The brutal killing of a dairy farming family in November 1930 shocked the nation and forced future U.S. President Franklin D. Roosevelt to intervene. Ninety years later, the murders remain unsolved.

A portrait of Franklin D. Roosevelt taken in 1931 when he was governor of New York. He took a personal interest in the Germond murder investigation.
Photography Library of Congress, Prints and Photographs Division.

Thanksgiving Day, 1930

Bernice Germond stepped off the bus near her family’s farm on the outskirts of Stanfordville, a small town in New York’s Dutchess County, about 90 miles north of New York City. The 18-year-old was returning home for Thanksgiving from Poughkeepsie, the county seat, where she was attending business school. The bus dropped her off just after 5 p.m., November 26, 1930, and it was already beginning to get dark. She wished the driver a happy Thanksgiving, but then noticed something strange about her parents’ house, which she could see from the road.

“Looks like nobody’s home. The house is dark,” Bernice commented, a bit perplexed. She then made her way to the farm as the bus pulled away. It was the last time she was seen alive.

Two Days Later

It wasn’t like James “Husted” Germond to fail to deliver his milk to the Borden Company dairy. He hadn’t shown up on Thanksgiving, which was unusual enough for the employees to comment on. But when he again failed to appear, Willard Coons, a Borden employee, was sent to the farm to make sure everything was all right.

Coons arrived just after 9:00 a.m. Not seeing anyone in the yard, he got out of his car and began poking around. He heard the hum of the milking machine and the lowing of the cows and found the herd in the barn in bad need of milking. “Hello?” he shouted as he walked toward the wagon shed. No one answered. The door was ajar, and as Coons stepped up to the doorway, he saw them. Husted and his ten-year-old son, Raymond, were inside the shed. The pair was soaked in blood from numerous stab wounds covering their bodies. Inside the house, Mabel, Husted’s 47-year-old wife, was lying on the kitchen floor near the stove. She, too, had been stabbed multiple times. Bernice’s body, a pincushion of stab wounds, was found near her mother’s body, under the kitchen table.

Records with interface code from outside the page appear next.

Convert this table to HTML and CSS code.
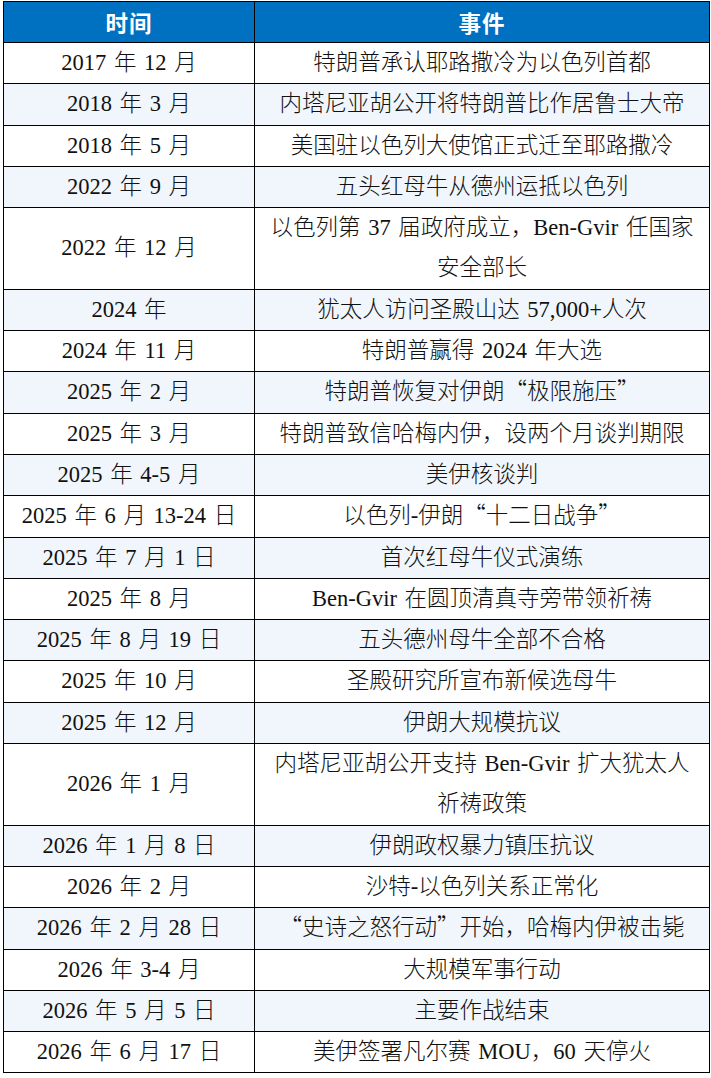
FILE: index.html
```html
<!DOCTYPE html>
<html lang="zh-CN">
<head>
<meta charset="utf-8">
<title>时间线</title>
<link rel="stylesheet" href="styles.css">
</head>
<body>
<table class="timeline">
  <colgroup><col class="c-date"><col class="c-event"></colgroup>
  <thead>
    <tr><th>时间</th><th>事件</th></tr>
  </thead>
  <tbody>
    <tr><td>2017 年 12 月</td><td>特朗普承认耶路撒冷为以色列首都</td></tr>
    <tr><td>2018 年 3 月</td><td>内塔尼亚胡公开将特朗普比作居鲁士大帝</td></tr>
    <tr><td>2018 年 5 月</td><td>美国驻以色列大使馆正式迁至耶路撒冷</td></tr>
    <tr><td>2022 年 9 月</td><td>五头红母牛从德州运抵以色列</td></tr>
    <tr><td>2022 年 12 月</td><td>以色列第 37 届政府成立<span class="cj">，</span>Ben-Gvir 任国家安全部长</td></tr>
    <tr><td>2024 年</td><td>犹太人访问圣殿山达 57,000+人次</td></tr>
    <tr><td>2024 年 11 月</td><td>特朗普赢得 2024 年大选</td></tr>
    <tr><td>2025 年 2 月</td><td>特朗普恢复对伊朗<span class="cj">“</span>极限施压<span class="cj">”</span></td></tr>
    <tr><td>2025 年 3 月</td><td>特朗普致信哈梅内伊<span class="cj">，</span>设两个月谈判期限</td></tr>
    <tr><td>2025 年 4-5 月</td><td>美伊核谈判</td></tr>
    <tr><td>2025 年 6 月 13-24 日</td><td>以色列-伊朗<span class="cj">“</span>十二日战争<span class="cj">”</span></td></tr>
    <tr><td>2025 年 7 月 1 日</td><td>首次红母牛仪式演练</td></tr>
    <tr><td>2025 年 8 月</td><td>Ben-Gvir 在圆顶清真寺旁带领祈祷</td></tr>
    <tr><td>2025 年 8 月 19 日</td><td>五头德州母牛全部不合格</td></tr>
    <tr><td>2025 年 10 月</td><td>圣殿研究所宣布新候选母牛</td></tr>
    <tr><td>2025 年 12 月</td><td>伊朗大规模抗议</td></tr>
    <tr><td>2026 年 1 月</td><td>内塔尼亚胡公开支持 Ben-Gvir 扩大犹太人祈祷政策</td></tr>
    <tr><td>2026 年 1 月 8 日</td><td>伊朗政权暴力镇压抗议</td></tr>
    <tr><td>2026 年 2 月</td><td>沙特-以色列关系正常化</td></tr>
    <tr><td>2026 年 2 月 28 日</td><td><span class="cj">“</span>史诗之怒行动<span class="cj">”</span>开始<span class="cj">，</span>哈梅内伊被击毙</td></tr>
    <tr><td>2026 年 3-4 月</td><td>大规模军事行动</td></tr>
    <tr><td>2026 年 5 月 5 日</td><td>主要作战结束</td></tr>
    <tr><td>2026 年 6 月 17 日</td><td>美伊签署凡尔赛 MOU<span class="cj">，</span>60 天停火</td></tr>
  </tbody>
</table>
</body>
</html>
```

FILE: styles.css
```css
html, body {
  margin: 0;
  padding: 0;
  background: #ffffff;
}

body {
  padding: 1px 0 0 3px;
  font-family: "Liberation Serif", "Noto Sans CJK SC", serif;
  font-size: 22.5px;
  font-weight: 300;
  color: #111111;
}

.cj {
  font-family: "Noto Sans CJK SC", sans-serif;
  line-height: 1;
}

.timeline {
  border-collapse: collapse;
  table-layout: fixed;
  width: 706px;
  word-spacing: 2px;
}

.c-date { width: 251px; }
.c-event { width: 455px; }

.timeline th,
.timeline td {
  border: 1px solid #000000;
  padding: 0 12px;
  text-align: center;
  vertical-align: middle;
  line-height: 40.3px;
}

.timeline th {
  background: #0070c0;
  color: #ffffff;
  font-family: "Noto Sans CJK SC", sans-serif;
  font-weight: 700;
  letter-spacing: 1px;
  height: 40px;
  line-height: 40px;
}

.timeline tbody tr:nth-child(even) td {
  background: #f0f6fb;
}
```
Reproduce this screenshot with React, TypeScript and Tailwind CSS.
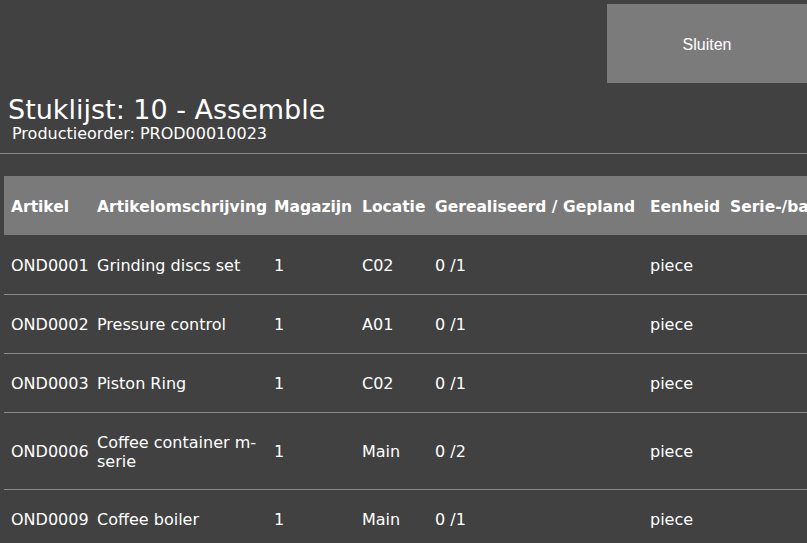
import React from 'react';

type Line = {
  artikel: string;
  omschrijving: string;
  magazijn: string;
  locatie: string;
  aantal: string;
  eenheid: string;
  tall?: boolean;
};

const lines: Line[] = [
  { artikel: 'OND0001', omschrijving: 'Grinding discs set', magazijn: '1', locatie: 'C02', aantal: '0 /1', eenheid: 'piece' },
  { artikel: 'OND0002', omschrijving: 'Pressure control', magazijn: '1', locatie: 'A01', aantal: '0 /1', eenheid: 'piece' },
  { artikel: 'OND0003', omschrijving: 'Piston Ring', magazijn: '1', locatie: 'C02', aantal: '0 /1', eenheid: 'piece' },
  { artikel: 'OND0006', omschrijving: 'Coffee container m-serie', magazijn: '1', locatie: 'Main', aantal: '0 /2', eenheid: 'piece', tall: true },
  { artikel: 'OND0009', omschrijving: 'Coffee boiler', magazijn: '1', locatie: 'Main', aantal: '0 /1', eenheid: 'piece' },
];

const columns = [
  { label: 'Artikel', width: 'w-[86px]' },
  { label: 'Artikelomschrijving', width: 'w-[177px]' },
  { label: 'Magazijn', width: 'w-[88px]' },
  { label: 'Locatie', width: 'w-[73px]' },
  { label: 'Gerealiseerd / Gepland', width: 'w-[215px]' },
  { label: 'Eenheid', width: 'w-[80px]' },
  { label: 'Serie-/batchnummer', width: 'w-[200px]' },
];

export default function App() {
  return (
    <div className="w-[807px] h-[543px] overflow-hidden bg-[#414141] text-white font-['DejaVu_Sans',sans-serif]">
      {/* Top bar with close action */}
      <div className="flex justify-end pt-[4px]">
        <button className="h-[79px] w-[200px] pt-[2px] bg-[#7b7b7b] font-['Liberation_Sans',Arial,sans-serif] text-[16px] text-white">
          Sluiten
        </button>
      </div>

      {/* Heading */}
      <h1 className="mt-[12px] px-[8px] text-[27px] leading-[30px] whitespace-nowrap">Stuklijst: 10 - Assemble</h1>
      <p className="pl-[12px] text-[16px] leading-[18px] whitespace-nowrap">Productieorder: PROD00010023</p>
      <div className="mt-[10px] h-px bg-[#8a8a8a]" />

      {/* Bill of materials */}
      <table className="mt-[22px] ml-[4px] table-fixed border-collapse w-[919px]">
        <thead>
          <tr className="h-[59px] bg-[#7a7a7a]">
            {columns.map((c) => (
              <th
                key={c.label}
                className={`${c.width} px-[7px] pt-[4px] text-left text-[15.5px] font-bold whitespace-nowrap overflow-hidden`}
              >
                {c.label}
              </th>
            ))}
          </tr>
        </thead>
        <tbody>
          {lines.map((l, i) => (
            <tr
              key={l.artikel}
              className={`${l.tall ? 'h-[77px]' : 'h-[59px]'} ${i > 0 ? 'border-t border-[#8a8a8a]' : ''} text-[16px] leading-[19px]`}
            >
              <td className="px-[7px] pt-[2px] align-middle">{l.artikel}</td>
              <td className="px-[7px] pt-[2px] align-middle">{l.omschrijving}</td>
              <td className="px-[7px] pt-[2px] align-middle">{l.magazijn}</td>
              <td className="px-[7px] pt-[2px] align-middle">{l.locatie}</td>
              <td className="px-[7px] pt-[2px] align-middle">{l.aantal}</td>
              <td className="px-[7px] pt-[2px] align-middle">{l.eenheid}</td>
              <td className="px-[7px] pt-[2px] align-middle"></td>
            </tr>
          ))}
        </tbody>
      </table>
    </div>
  );
}
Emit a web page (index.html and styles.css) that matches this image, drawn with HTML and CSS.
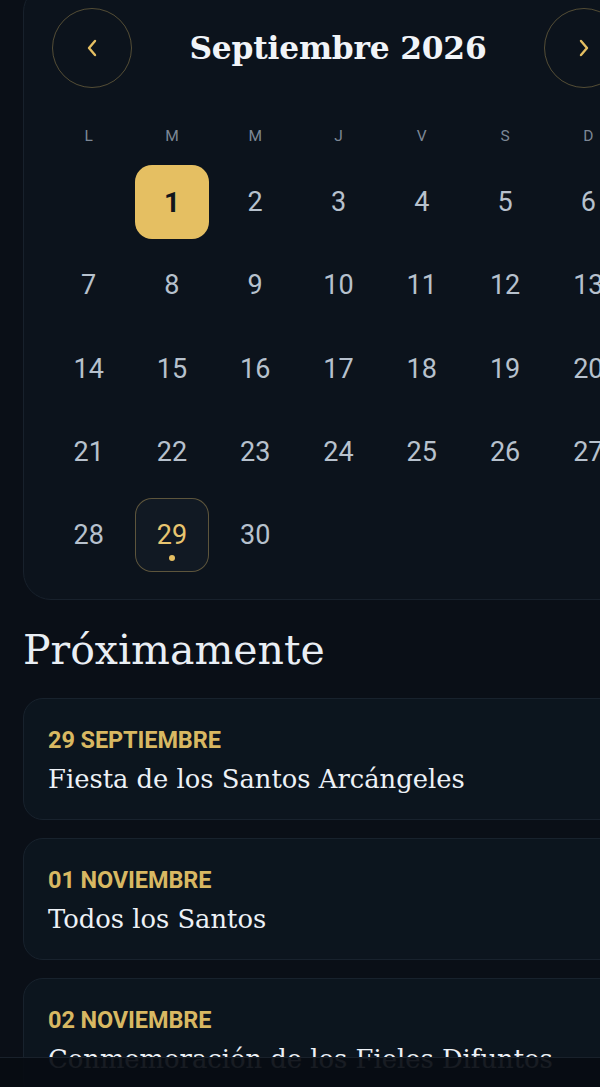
FILE: index.html
```html
<!DOCTYPE html>
<html lang="es">
<head>
<meta charset="utf-8">
<title>Calendario</title>
<link rel="stylesheet" href="styles.css">
</head>
<body>
<div class="page">
  <section class="calendar">
    <header class="cal-head">
      <button class="nav-btn" aria-label="Mes anterior">
        <svg width="16" height="20" viewBox="0 0 16 20"><path d="M11 3 L5 10 L11 17" fill="none" stroke="#e5bf62" stroke-width="2.4" stroke-linecap="round" stroke-linejoin="round"/></svg>
      </button>
      <h1 class="month">Septiembre 2026</h1>
      <button class="nav-btn" aria-label="Mes siguiente">
        <svg width="16" height="20" viewBox="0 0 16 20"><path d="M5 3 L11 10 L5 17" fill="none" stroke="#e5bf62" stroke-width="2.4" stroke-linecap="round" stroke-linejoin="round"/></svg>
      </button>
    </header>
    <div class="weekdays">
      <span>L</span><span>M</span><span>M</span><span>J</span><span>V</span><span>S</span><span>D</span>
    </div>
    <div class="days">
      <span class="day empty"></span>
      <span class="day"><span class="cell today">1</span></span>
      <span class="day"><span class="cell">2</span></span>
      <span class="day"><span class="cell">3</span></span>
      <span class="day"><span class="cell">4</span></span>
      <span class="day"><span class="cell">5</span></span>
      <span class="day"><span class="cell">6</span></span>
      <span class="day"><span class="cell">7</span></span>
      <span class="day"><span class="cell">8</span></span>
      <span class="day"><span class="cell">9</span></span>
      <span class="day"><span class="cell">10</span></span>
      <span class="day"><span class="cell">11</span></span>
      <span class="day"><span class="cell">12</span></span>
      <span class="day"><span class="cell">13</span></span>
      <span class="day"><span class="cell">14</span></span>
      <span class="day"><span class="cell">15</span></span>
      <span class="day"><span class="cell">16</span></span>
      <span class="day"><span class="cell">17</span></span>
      <span class="day"><span class="cell">18</span></span>
      <span class="day"><span class="cell">19</span></span>
      <span class="day"><span class="cell">20</span></span>
      <span class="day"><span class="cell">21</span></span>
      <span class="day"><span class="cell">22</span></span>
      <span class="day"><span class="cell">23</span></span>
      <span class="day"><span class="cell">24</span></span>
      <span class="day"><span class="cell">25</span></span>
      <span class="day"><span class="cell">26</span></span>
      <span class="day"><span class="cell">27</span></span>
      <span class="day"><span class="cell">28</span></span>
      <span class="day"><span class="cell event">29<i class="dot"></i></span></span>
      <span class="day"><span class="cell">30</span></span>
    </div>
  </section>

  <h2 class="section-title">Próximamente</h2>

  <ul class="events">
    <li class="event-card">
      <div class="event-date">29 SEPTIEMBRE</div>
      <div class="event-name">Fiesta de los Santos Arcángeles</div>
    </li>
    <li class="event-card">
      <div class="event-date">01 NOVIEMBRE</div>
      <div class="event-name">Todos los Santos</div>
    </li>
    <li class="event-card">
      <div class="event-date">02 NOVIEMBRE</div>
      <div class="event-name">Conmemoración de los Fieles Difuntos</div>
    </li>
  </ul>
</div>
<nav class="bottom-bar"></nav>
</body>
</html>
```

FILE: styles.css
```css
* { box-sizing: border-box; }

html, body {
  margin: 0;
  padding: 0;
  background: #0a0f17;
  overflow: hidden;
  height: 1087px;
}

body {
  font-family: Roboto, "Noto Sans", sans-serif;
  color: #e8eef5;
}

.page {
  width: 677px;
  padding: 0 23px;
}

.calendar {
  margin-top: -16px;
  width: 631px;
  background: #0c131c;
  border: 1px solid #18212c;
  border-radius: 28px;
  padding: 23px 23px 22px;
}

.cal-head {
  display: flex;
  align-items: center;
  justify-content: space-between;
  padding: 0 6px 0 5px;
  height: 80px;
}

.nav-btn {
  width: 80px;
  height: 80px;
  border-radius: 50%;
  background: transparent;
  border: 1.5px solid rgba(200, 170, 95, 0.38);
  display: flex;
  align-items: center;
  justify-content: center;
  padding: 0;
}

.month {
  margin: 0;
  font-family: "DejaVu Serif", "Liberation Serif", serif;
  font-weight: 700;
  font-size: 31.3px;
  color: #f1f4f8;
  letter-spacing: -0.2px;
}

.weekdays {
  display: grid;
  grid-template-columns: repeat(7, 1fr);
  margin-top: 28px;
  height: 40px;
  align-items: center;
  text-align: center;
  font-size: 15.5px;
  color: #7c8795;
}

.days {
  display: grid;
  grid-template-columns: repeat(7, 1fr);
  grid-auto-rows: 83.33px;
  margin-top: 4px;
}

.day {
  display: flex;
  align-items: center;
  justify-content: center;
}

.cell {
  position: relative;
  width: 74px;
  height: 74px;
  display: flex;
  align-items: center;
  justify-content: center;
  font-size: 27px;
  color: #b7c1cd;
  border-radius: 17px;
  padding-top: 1px;
}

.cell.today {
  background: #e5bf62;
  color: #12161c;
  font-weight: 700;
  font-size: 28px;
}

.cell.event {
  background: #111923;
  border: 1.5px solid rgba(200, 170, 95, 0.42);
  color: #e8c570;
}

.dot {
  position: absolute;
  left: 50%;
  bottom: 10px;
  width: 6px;
  height: 6px;
  margin-left: -3px;
  border-radius: 50%;
  background: #e5bf62;
}

.section-title {
  margin: 22px 0 20px;
  font-family: "DejaVu Serif", "Liberation Serif", serif;
  font-weight: 400;
  font-size: 41px;
  line-height: 56px;
  color: #e9eef4;
}

.events {
  list-style: none;
  margin: 0;
  padding: 0;
  display: flex;
  flex-direction: column;
  gap: 18px;
}

.event-card {
  width: 631px;
  height: 122px;
  background: #0c151e;
  border: 1px solid #18222d;
  border-radius: 20px;
  padding: 28px 24px 20px;
}

.event-date {
  font-family: Roboto, sans-serif;
  font-weight: 700;
  font-size: 23.5px;
  line-height: 26px;
  letter-spacing: -0.1px;
  color: #d8b862;
}

.event-name {
  margin-top: 6px;
  font-family: "DejaVu Serif", "Liberation Serif", serif;
  font-size: 25.8px;
  line-height: 40px;
  color: #edf1f6;
  white-space: nowrap;
}

.bottom-bar {
  position: fixed;
  left: 0;
  right: 0;
  top: 1057px;
  height: 30px;
  background: rgba(8, 12, 18, 0.93);
  border-top: 1px solid #19212b;
}
```
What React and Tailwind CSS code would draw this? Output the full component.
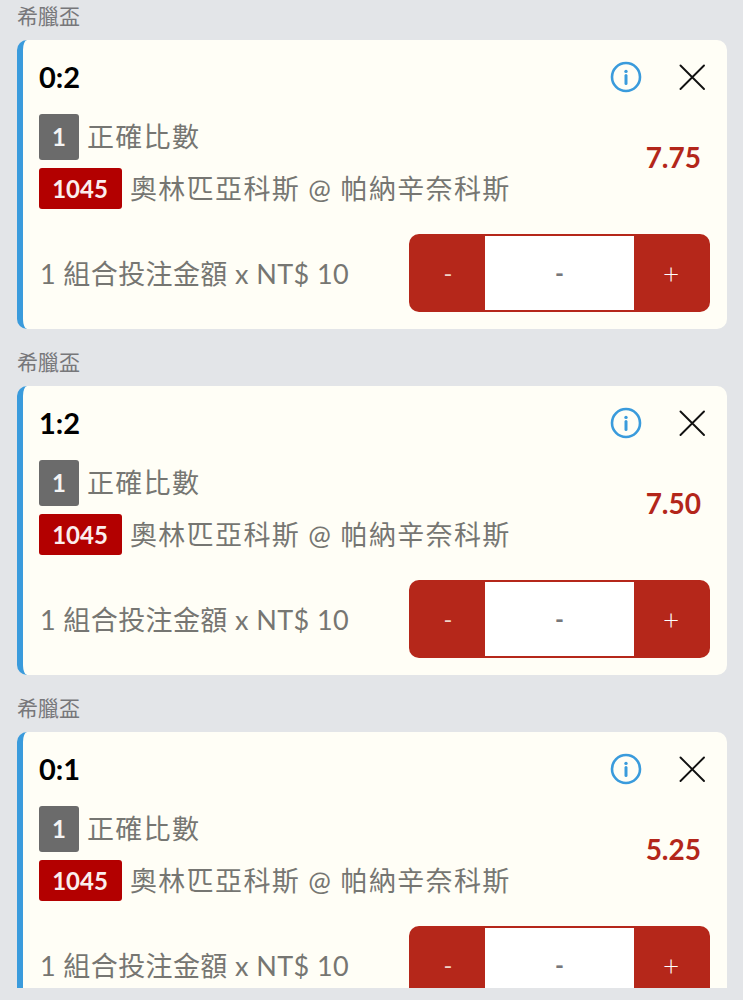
import React from "react";

const bets = [
  { score: "0:2", odds: "7.75" },
  { score: "1:2", odds: "7.50" },
  { score: "0:1", odds: "5.25" },
];

const fontStack = "font-['Lato','Noto_Sans_CJK_TC',sans-serif]";

const InfoIcon = () => (
  <svg width="32" height="32" viewBox="0 0 32 32" fill="none">
    <circle cx="16" cy="16" r="14" stroke="#3a9bdc" strokeWidth="2.6" />
    <circle cx="16" cy="10.4" r="1.7" fill="#3a9bdc" />
    <path d="M16 14.5V22.5" stroke="#3a9bdc" strokeWidth="3" strokeLinecap="round" />
  </svg>
);

const CloseIcon = () => (
  <svg width="26" height="26" viewBox="0 0 26 26" fill="none">
    <path d="M1.5 1.5L25 25M25 1.5L1.5 25" stroke="#111111" strokeWidth="1.9" strokeLinecap="round" />
  </svg>
);

const BetCard = ({ score, odds }) => (
  <div className="mb-[17px]">
    <div className="h-[40px] pl-[17px] pb-[10px] flex items-center text-[21px] leading-none text-[#77777a]">
      希臘盃
    </div>
    <div className="ml-[17px] mr-[16px] h-[289px] bg-[#fffef6] border-l-[6px] border-[#3a9bdc] rounded-[10px] pl-[16px] pr-[17px] pt-[17px]">
      <div className="h-[40px] flex items-center justify-between">
        <span className="text-[29px] font-bold text-black leading-none pb-[2px]">{score}</span>
        <div className="flex items-center gap-[37px] pr-[5px]">
          <InfoIcon />
          <CloseIcon />
        </div>
      </div>

      <div className="mt-[17px] flex items-center justify-between">
        <div>
          <div className="flex items-center gap-[8px]">
            <span className="w-[40px] h-[46px] rounded-[3px] bg-[#6b6b6b] text-[#f4f4f4] text-[24px] font-bold flex items-center justify-center">
              1
            </span>
            <span className="text-[27px] tracking-[1.3px] text-[#767672] leading-none pb-[2px]">
              正確比數
            </span>
          </div>
          <div className="mt-[8px] flex items-center gap-[8px]">
            <span className="w-[83px] h-[41px] rounded-[3px] bg-[#b30000] text-[#fbeeee] text-[24px] font-bold flex items-center justify-center pr-[1px]">
              1045
            </span>
            <span className="text-[27px] tracking-[1.35px] text-[#767672] leading-none">
              奧林匹亞科斯 @ 帕納辛奈科斯
            </span>
          </div>
        </div>
        <span className="pr-[9px] pb-[10px] text-[28px] font-bold text-[#b3261a] leading-none">{odds}</span>
      </div>

      <div className="mt-[25px] flex items-center justify-between">
        <span className="pl-[1px] text-[27px] tracking-[0.4px] text-[#767672] leading-none">1 組合投注金額 x NT$ 10</span>
        <div className="w-[301px] h-[78px] rounded-[10px] bg-[#b5271a] flex items-center">
          <span className="w-[76px] pl-[2px] text-center text-[24px] text-[#f0d5c8] leading-none">-</span>
          <span className="w-[149px] h-[74px] bg-white flex items-center justify-center text-[24px] font-bold text-[#77777a] leading-none">
            -
          </span>
          <span className="w-[76px] pr-[2px] text-center text-[28px] font-light text-white leading-none">+</span>
        </div>
      </div>
    </div>
  </div>
);

export default function App() {
  return (
    <div className={`h-[1000px] bg-[#e3e5e8] ${fontStack}`}>
      <div className="h-[988px] overflow-hidden">
        {bets.map((bet, i) => (
          <BetCard key={i} score={bet.score} odds={bet.odds} />
        ))}
      </div>
    </div>
  );
}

A map of Standfordville, where the murders of the entire Germond family took place in 1930. Lionel Pincus and Princess Firyal Map Division, New York Public Library Digital Collections.

The Crime Scene

A short time later, the Germond farm was a hive of activity as members of the Dutchess County Sheriff’s Department and the state police tried to make sense of the brutal murder that would be billed by the press as the worst crime in the county’s history. It didn’t take long for an army of reporters and nosy neighbors to show up and disturb the crime scene, which was already failing to provide much in the way of clues. The discovery of a large butcher knife that had been wiped clean of any prints provided the first solid piece of evidence in the case. Investigators were able to trace where it had been purchased, but this eventually led to a dead end, as the shopkeeper was unable to identify the person who bought the knife.

This would be the first in a series of stumbling blocks that stymied the murder investigation. The police were long on theories and short on facts. Husted was a mild-mannered, struggling dairy farmer who attended church regularly and was a member of the local Grange. He didn’t seem to have any enemies. Among the many working theories the investigators pursued was one about a mysterious stranger who had allegedly been seen walking near the Germond farm around the time of the killings. The suspect, Florentine Eirmendi, was eventually picked up in a Brooklyn pool hall by New York City police and hauled upstate.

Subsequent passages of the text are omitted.